Development of maize inbred lines with elevated grain methionine concentration from a high methionine population

Authors: HINTCH, TAYLOR - Iowa State University; Moran Lauter, Adrienne; KINNEY, SHELLY - Iowa State University; LUBBERSTEDT, THOMAS - Iowa State University; FREI, URSULA - Iowa State University; DUANGPAPENG, PRAKASIT - Khon Kaen University; Edwards, Jode; Scott, Marvin

Submitted to: Crop Science
Publication Type: Peer Reviewed Journal
Publication Acceptance Date: 3/27/2023
Publication Date: 4/17/2023
Citation: Hintch, T., Moran Lauter, A., Kinney, S., Lubberstedt, T., Frei, U., Duangpapeng, P., Edwards, J.W., Scott, M.P. 2023. Development of maize inbred lines with elevated grain methionine concentration from a high methionine population. Crop Science. https://doi.org/10.1002/csc2.20983.
DOI: https://doi.org/10.1002/csc2.20983

Interpretive Summary: Methionine is a limiting nutrient in corn-based poultry diets. Supplements are available, but they increase the cost of the diets and synthetic chemical supplements are limited by the U.S. regulations for organic production systems. This has created a demand for organic-friendly high methionine corn varieties. Using traditional breeding methods, we developed a series of inbred lines with high levels of grain methionine and other traits desired by organic corn growers. Breeders will be able to use these lines to develop hybrids with grain properties desired by poultry producers, satisfying the need for an organic-friendly source of poultry feed.

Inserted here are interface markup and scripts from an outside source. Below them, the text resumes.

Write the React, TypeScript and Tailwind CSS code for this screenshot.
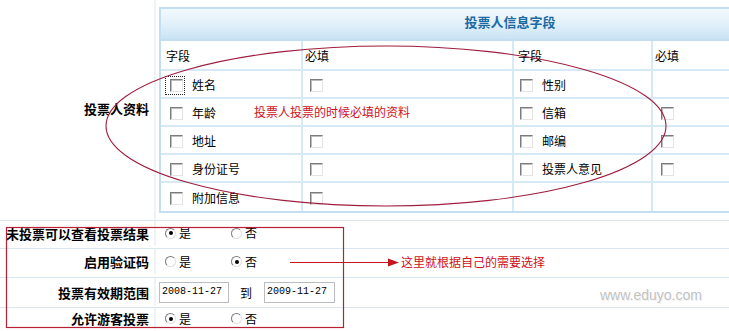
import React from "react";

const Cb = () => (
  <span className="inline-block w-[13px] h-[13px] shrink-0 bg-white border border-t-[#7c7c7c] border-l-[#7c7c7c] border-b-[#e4e4e4] border-r-[#e4e4e4] shadow-[inset_1px_1px_0_#bdbdbd]" />
);

const Radio = ({ on }: { on?: boolean }) => (
  <span className="inline-flex items-center justify-center w-[11px] h-[11px] shrink-0 rounded-full bg-white border border-t-[#7c7c7c] border-l-[#7c7c7c] border-b-[#e0e0e0] border-r-[#e0e0e0]">
    {on ? <span className="block w-[4px] h-[4px] rounded-full bg-black" /> : null}
  </span>
);

type Cell = { cb?: boolean; label?: string; focus?: boolean } | null;

const rows: Cell[][] = [
  [{ cb: true, label: "姓名", focus: true }, { cb: true }, { cb: true, label: "性别" }, null],
  [{ cb: true, label: "年龄" }, null, { cb: true, label: "信箱" }, { cb: true }],
  [{ cb: true, label: "地址" }, { cb: true }, { cb: true, label: "邮编" }, { cb: true }],
  [{ cb: true, label: "身份证号" }, { cb: true }, { cb: true, label: "投票人意见" }, { cb: true }],
  [{ cb: true, label: "附加信息" }, { cb: true }, null, null],
];

const pads = ["pl-[9px]", "pl-[7px]", "pl-[6px]", "pl-[8px]"];

const RadioPair = ({ yes }: { yes: boolean }) => (
  <div className="flex items-center pl-[9px]">
    <span className="flex items-center w-[66px]">
      <Radio on={yes} />
      <span className="ml-[3px]">是</span>
    </span>
    <span className="flex items-center">
      <Radio on={!yes} />
      <span className="ml-[3px]">否</span>
    </span>
  </div>
);

const Label = ({ children, extra = "" }: { children: React.ReactNode; extra?: string }) => (
  <div className={`w-[156px] shrink-0 border-r-2 border-[#eef3f7] flex items-center justify-end pr-[5px] font-bold text-[13px] whitespace-nowrap ${extra}`}>
    {children}
  </div>
);

export default function App() {
  return (
    <div className="relative w-[729px] h-[331px] overflow-hidden bg-white text-[12px] leading-none text-black font-['Noto_Sans_CJK_SC','Noto_Sans',sans-serif]">
      <div className="flex h-[220px]">
        <Label extra="pb-[4px]">投票人资料</Label>
        <div className="pt-[7px] pl-[3px]">
          <div className="w-[702px] border-2 border-[#c2def0] bg-white">
            <div className="h-[32px] pb-[5px] border-b-2 border-[#c2def0] bg-gradient-to-b from-[#f2f9fd] via-[#e2f0fa] to-[#c9e3f4] flex items-center justify-center font-bold text-[13px] text-[#1c6aa3]">
              投票人信息字段
            </div>
            <div className="grid grid-cols-[142px_211px_139px_1fr] h-[30px] border-b-2 border-[#d6e9f5]">
              <div className="border-r-2 border-[#d6e9f5] flex items-center pl-[5px] pt-[2px]">字段</div>
              <div className="border-r-2 border-[#d6e9f5] flex items-center pl-[2px] pt-[2px]">必填</div>
              <div className="border-r-2 border-[#d6e9f5] flex items-center pl-[4px] pt-[2px]">字段</div>
              <div className="flex items-center pl-[2px] pt-[2px]">必填</div>
            </div>
            {rows.map((r, i) => (
              <div
                key={i}
                className={`grid grid-cols-[142px_211px_139px_1fr] h-[28px] ${i < rows.length - 1 ? "border-b-2 border-[#d6e9f5]" : ""}`}
              >
                {r.map((c, j) => (
                  <div
                    key={j}
                    className={`flex items-center pt-[2px] ${j < 3 ? "border-r-2 border-[#d6e9f5]" : ""} ${c && c.focus ? "pl-[4px]" : pads[j]}`}
                  >
                    {c && c.cb ? (
                      c.focus ? (
                        <span className="inline-flex border border-dotted border-[#222] pl-[4px] pr-[1px] py-[2px]">
                          <Cb />
                        </span>
                      ) : (
                        <Cb />
                      )
                    ) : null}
                    {c && c.label ? (
                      <span className={c.focus ? "ml-[7px]" : "ml-[9px]"}>{c.label}</span>
                    ) : null}
                  </div>
                ))}
              </div>
            ))}
          </div>
        </div>
      </div>

      <div className="flex h-[28px] pb-[3px] border-t border-[#d8e6f0]">
        <Label>未投票可以查看投票结果</Label>
        <RadioPair yes={true} />
      </div>
      <div className="flex h-[29px] pb-[3px] border-t border-[#d8e6f0]">
        <Label>启用验证码</Label>
        <RadioPair yes={false} />
      </div>
      <div className="flex h-[30px] pb-[1px] border-t border-[#d8e6f0]">
        <Label>投票有效期范围</Label>
        <div className="flex items-center pl-[3px]">
          <div className="w-[70px] h-[21px] border border-[#b9bdc1] flex items-center pl-[2px] font-['Liberation_Mono',monospace] text-[10px]">
            2008-11-27
          </div>
          <span className="ml-[11px] pt-[2px]">到</span>
          <div className="ml-[12px] w-[71px] h-[21px] border border-[#b9bdc1] flex items-center pl-[2px] font-['Liberation_Mono',monospace] text-[10px]">
            2009-11-27
          </div>
        </div>
      </div>
      <div className="flex h-[30px] pb-[8px] border-t border-[#d8e6f0]">
        <Label>允许游客投票</Label>
        <RadioPair yes={true} />
      </div>

      {/* annotations */}
      <svg className="absolute left-0 top-0 pointer-events-none" width={729} height={331}>
        <ellipse cx={386} cy={126} rx={280} ry={80} fill="none" stroke="#9e1d3d" strokeWidth={1.1} />
        <rect x={6.5} y={227.5} width={337} height={100} fill="none" stroke="#b81f33" strokeWidth={1.2} />
        <line x1={290} y1={262.5} x2={392} y2={262.5} stroke="#c4161c" strokeWidth={1.2} />
        <polygon points="388,258.5 399,262.5 388,266.5" fill="#c4161c" />
      </svg>
      <div className="absolute left-[254px] top-[106px] text-[12px] text-[#d0101a] whitespace-nowrap">
        投票人投票的时候必填的资料
      </div>
      <div className="absolute left-[401px] top-[256px] text-[12px] text-[#d0101a] whitespace-nowrap">
        这里就根据自己的需要选择
      </div>
      <div className="absolute left-[600px] top-[288px] text-[14px] text-[#c2c2c2] font-['Liberation_Sans',sans-serif] [text-shadow:0_0_2px_#fff,0_0_3px_#fff,1px_1px_1px_#e8e8e8] whitespace-nowrap">
        www.eduyo.com
      </div>
    </div>
  );
}
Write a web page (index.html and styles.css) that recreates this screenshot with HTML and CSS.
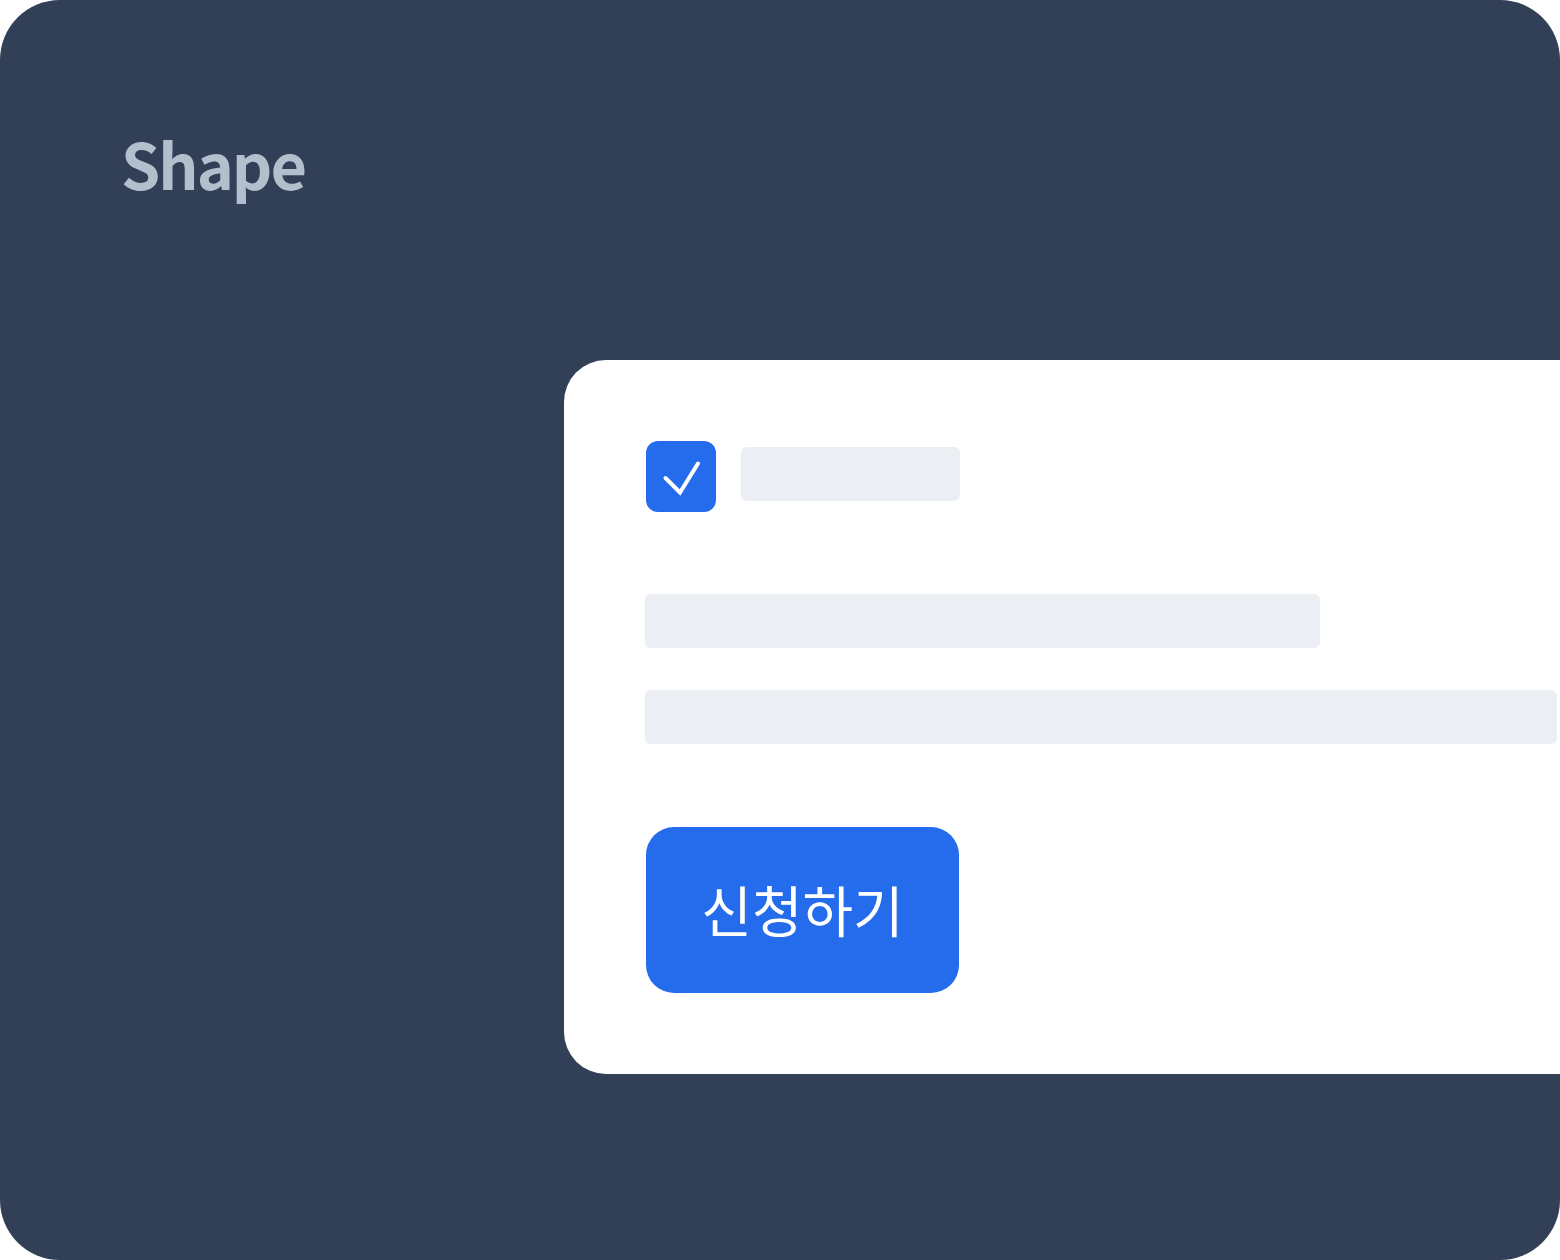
FILE: index.html
```html
<!DOCTYPE html>
<html lang="ko">
<head>
<meta charset="utf-8">
<link rel="stylesheet" href="styles.css">
</head>
<body>
<div class="panel">
  <h1 class="title">Shape</h1>
  <div class="card">
    <div class="check-row">
      <div class="checkbox">
        <svg width="70" height="70" viewBox="0 0 70 70"><path d="M19.5 36 L34 50.5 L52 21.5" fill="none" stroke="#fff" stroke-width="4" stroke-linecap="round" stroke-linejoin="miter"/></svg>
      </div>
      <div class="skel skel-short"></div>
    </div>
    <div class="skel skel-mid"></div>
    <div class="skel skel-long"></div>
    <button class="apply">신청하기</button>
  </div>
</div>
</body>
</html>
```
FILE: styles.css
```css
* { box-sizing: border-box; }
html, body { margin: 0; background: #ffffff; }
body { width: 1560px; height: 1260px; }
.panel {
  width: 1560px;
  height: 1260px;
  background: #313f57;
  border-radius: 60px;
  overflow: hidden;
  display: flex;
  flex-direction: column;
}
.title {
  margin: 119px 0 0 121px;
  font-family: "Noto Sans CJK KR", "Noto Sans", sans-serif;
  font-weight: 700;
  font-size: 63px;
  line-height: 88px;
  height: 88px;
  color: #b3bfcc;
  letter-spacing: -2px;
}
.card {
  margin: 153px 0 0 564px;
  width: 1100px;
  height: 714px;
  background: #ffffff;
  border-radius: 42px 0 0 42px;
  padding: 81px 0 0 82px;
  display: flex;
  flex-direction: column;
  align-items: flex-start;
}
.check-row {
  display: flex;
  align-items: flex-start;
  gap: 25px;
  height: 71px;
}
.checkbox {
  width: 70px;
  height: 71px;
  border-radius: 12px;
  background: #256ced;
  display: flex;
  align-items: center;
  justify-content: center;
}
.checkbox svg { display: block; }
.skel {
  background: #ebeef2;
  border-radius: 6px;
  height: 54px;
}
.skel-short { width: 219px; margin-top: 6px; }
.skel-mid { width: 675px; margin-top: 82px; margin-left: -1px; }
.skel-long { width: 912px; margin-top: 42px; margin-left: -1px; }
.apply {
  margin-top: 83px;
  width: 313px;
  height: 166px;
  border: 0;
  border-radius: 28px;
  background: #256ced;
  color: #ffffff;
  font-family: "Noto Sans CJK KR", "Noto Sans", sans-serif;
  font-weight: 400;
  font-size: 55px;
  letter-spacing: 0;
  padding: 0 0 4px 0;
}
```
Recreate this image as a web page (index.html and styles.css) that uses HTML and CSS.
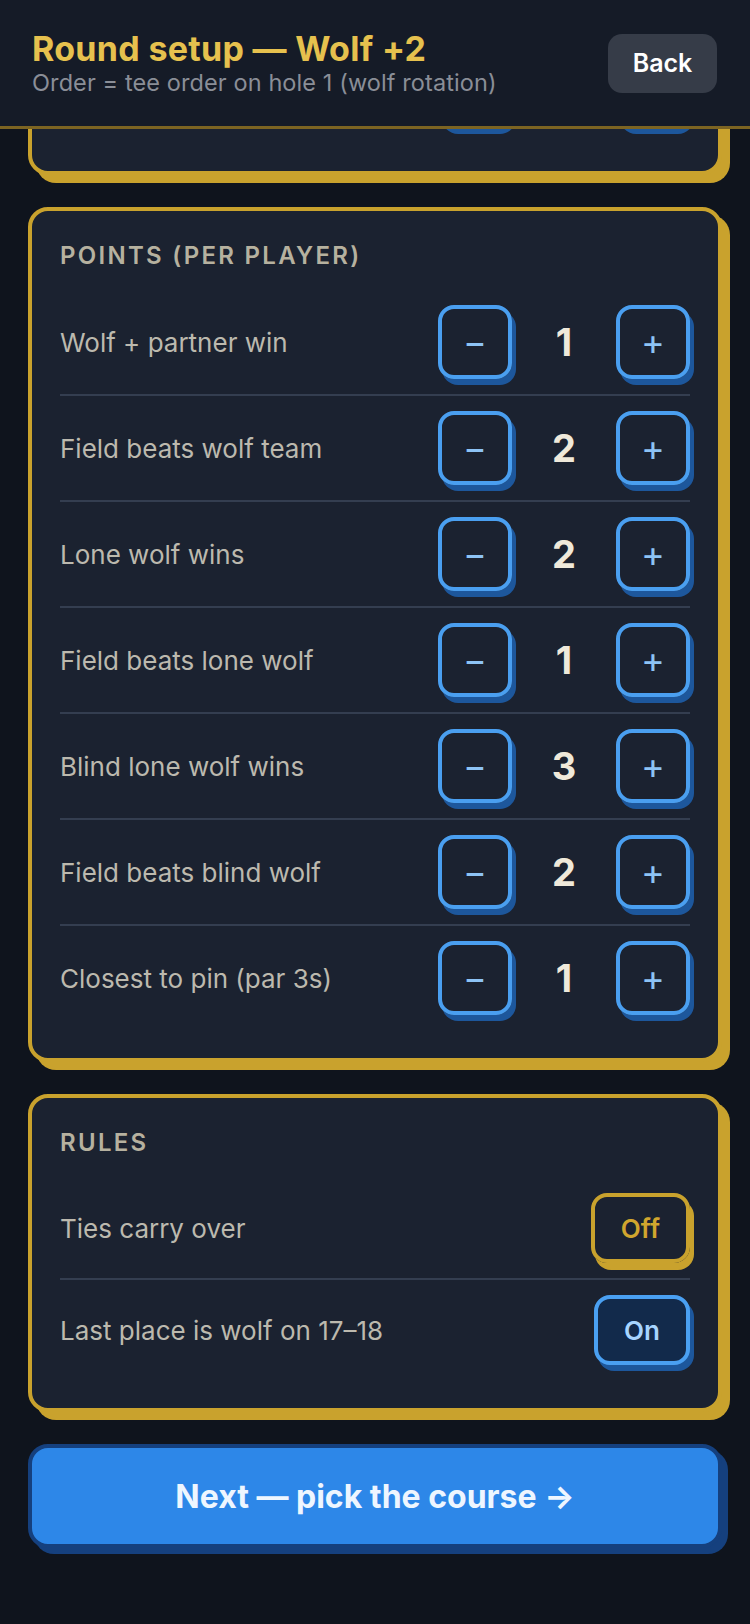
FILE: index.html
```html
<!DOCTYPE html>
<html lang="en">
<head>
  <meta charset="UTF-8">
  <meta name="viewport" content="width=device-width, initial-scale=1.0">
  <title>Round setup — Wolf +2</title>
  <link rel="stylesheet" href="styles.css">
</head>
<body>

  <div class="app">
    <!-- Top bar -->
    <header class="topbar">
      <div class="titles">
        <h1>Round setup — Wolf +2</h1>
        <p class="sub">Order = tee order on hole 1 (wolf rotation)</p>
      </div>
      <button class="back">Back</button>
    </header>

    <main class="scroll" id="scroll">

      <!-- Stakes -->
      <section class="card">
        <h2>Stakes</h2>
        <div class="row">
          <span class="label">Dollars per point</span>
          <div class="stepper">
            <button class="step">−</button>
            <span class="count">1</span>
            <button class="step">+</button>
          </div>
        </div>
      </section>

      <!-- Points -->
      <section class="card">
        <h2>Points (per player)</h2>
        <div class="row">
          <span class="label">Wolf + partner win</span>
          <div class="stepper">
            <button class="step">−</button>
            <span class="count">1</span>
            <button class="step">+</button>
          </div>
        </div>
        <div class="row">
          <span class="label">Field beats wolf team</span>
          <div class="stepper">
            <button class="step">−</button>
            <span class="count">2</span>
            <button class="step">+</button>
          </div>
        </div>
        <div class="row">
          <span class="label">Lone wolf wins</span>
          <div class="stepper">
            <button class="step">−</button>
            <span class="count">2</span>
            <button class="step">+</button>
          </div>
        </div>
        <div class="row">
          <span class="label">Field beats lone wolf</span>
          <div class="stepper">
            <button class="step">−</button>
            <span class="count">1</span>
            <button class="step">+</button>
          </div>
        </div>
        <div class="row">
          <span class="label">Blind lone wolf wins</span>
          <div class="stepper">
            <button class="step">−</button>
            <span class="count">3</span>
            <button class="step">+</button>
          </div>
        </div>
        <div class="row">
          <span class="label">Field beats blind wolf</span>
          <div class="stepper">
            <button class="step">−</button>
            <span class="count">2</span>
            <button class="step">+</button>
          </div>
        </div>
        <div class="row">
          <span class="label">Closest to pin (par 3s)</span>
          <div class="stepper">
            <button class="step">−</button>
            <span class="count">1</span>
            <button class="step">+</button>
          </div>
        </div>
      </section>

      <!-- Rules -->
      <section class="card rules">
        <h2>Rules</h2>
        <div class="row">
          <span class="label">Ties carry over</span>
          <button class="toggle">Off</button>
        </div>
        <div class="row">
          <span class="label">Last place is wolf on 17–18</span>
          <button class="toggle on">On</button>
        </div>
      </section>

      <button class="next">Next — pick the course →</button>
    </main>
  </div>

  <script>
    function toBottom() {
      const s = document.getElementById('scroll');
      s.scrollTop = s.scrollHeight;
    }
    toBottom();
    window.addEventListener('load', toBottom);
  </script>
</body>
</html>
```

FILE: styles.css
```css
/* Dark round setup screen */
body {
  margin: 0;
  background-color: #0f141d;
  font-family: Inter, "Liberation Sans", sans-serif;
  color: #bcb9ae;
}

button {
  font-family: inherit;
  cursor: pointer;
}

.app {
  height: 100vh;
  display: flex;
  flex-direction: column;
}

/* top bar */
.topbar {
  flex: none;
  height: 129px;
  box-sizing: border-box;
  padding: 0 33px 0 32px;
  display: flex;
  align-items: center;
  justify-content: space-between;
  background-color: #151b27;
  border-bottom: 3px solid #7c6422;
}

.titles h1 {
  margin: 0;
  font-size: 34px;
  line-height: 40px;
  font-weight: 700;
  letter-spacing: 0.3px;
  color: #e6c14e;
}

.sub {
  margin: 0;
  font-size: 23.5px;
  line-height: 28px;
  letter-spacing: 0.1px;
  color: #8a8e97;
}

.back {
  width: 109px;
  height: 59px;
  border: none;
  border-radius: 14px;
  background-color: #363c48;
  color: #ffffff;
  font-size: 25px;
  font-weight: 600;
}

/* scrolling body */
.scroll {
  flex: 1;
  overflow-y: auto;
  scrollbar-width: none;
  padding: 32px 28px 76px;
  display: flex;
  flex-direction: column;
  gap: 32px;
}

.scroll::-webkit-scrollbar {
  display: none;
}

.card {
  flex: none;
  background-color: #1b2230;
  border: 4px solid #c9a22d;
  border-radius: 20px;
  box-shadow: 8px 8px 0 #c9a22d;
  padding: 28px;
}

.card h2 {
  margin: 3px 0 21px;
  font-size: 24px;
  line-height: 27px;
  font-weight: 600;
  letter-spacing: 0.095em;
  text-transform: uppercase;
  color: #b6b19f;
}

.rules h2 {
  margin-bottom: 22px;
}

.row {
  display: flex;
  align-items: center;
  justify-content: space-between;
  padding: 15px 0;
  border-bottom: 2px solid #343e50;
}

.row:last-child {
  border-bottom: none;
}

.label {
  font-size: 26px;
  color: #bcb9ae;
}

/* number stepper */
.stepper {
  display: flex;
  align-items: center;
  gap: 12px;
}

.step {
  width: 74px;
  height: 74px;
  border: 4px solid #4a9ff0;
  border-radius: 16px;
  background-color: transparent;
  box-shadow: 4px 6px 0 #1d579c;
  color: #8dc3f5;
  font-size: 36px;
  font-weight: 400;
  line-height: 1;
  padding: 0;
}

.count {
  width: 80px;
  text-align: center;
  font-size: 38px;
  font-weight: 700;
  color: #efe9da;
}

/* on / off switch */
.toggle {
  height: 70px;
  padding: 0 26px;
  border: 4px solid #c9a22d;
  border-radius: 16px;
  background-color: transparent;
  box-shadow: 4px 7px 0 #c9a22d;
  color: #d1a62e;
  font-size: 26px;
  font-weight: 600;
}

.toggle.on {
  border-color: #4aa0f2;
  background-color: #122a4b;
  box-shadow: 4px 6px 0 #1d579c;
  color: #a6d4ff;
}

.next {
  flex: none;
  height: 104px;
  border: 4px solid #15407e;
  border-radius: 20px;
  background-color: #2d87e8;
  box-shadow: 6px 6px 0 #15407e;
  color: #eef6ff;
  font-size: 32px;
  font-weight: 700;
}
```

Technical Abstract: Methionine is a nutritionally limiting amino acid in poultry diets based on maize. Synthetic dietary supplements are available, but are costly and not preferred by organic poultry producers. Development of high methionine maize varieties is a good solution to this problem. Several approaches have been reported for achieving this goal. Here we report an additional approach that results in inbred lines with higher concentration of methionine than other methods and is allowed in organic production systems. Inbred lines were developed using doubled haploid technology from a randomly-mated broad-based synthetic population that has undergone mass selection for grain methionine concentration. Out of 18 randomly selected inbred lines, one was significantly higher in methionine concentration than the high methionine check and ten were not significantly different from it. The inbred lines developed in this way exhibited useful genetic diversity for several agronomic and kernel quality traits. This approach is an important complement to existing breeding methods for development of varieties suited to production of poultry feed, particularly in organic production systems.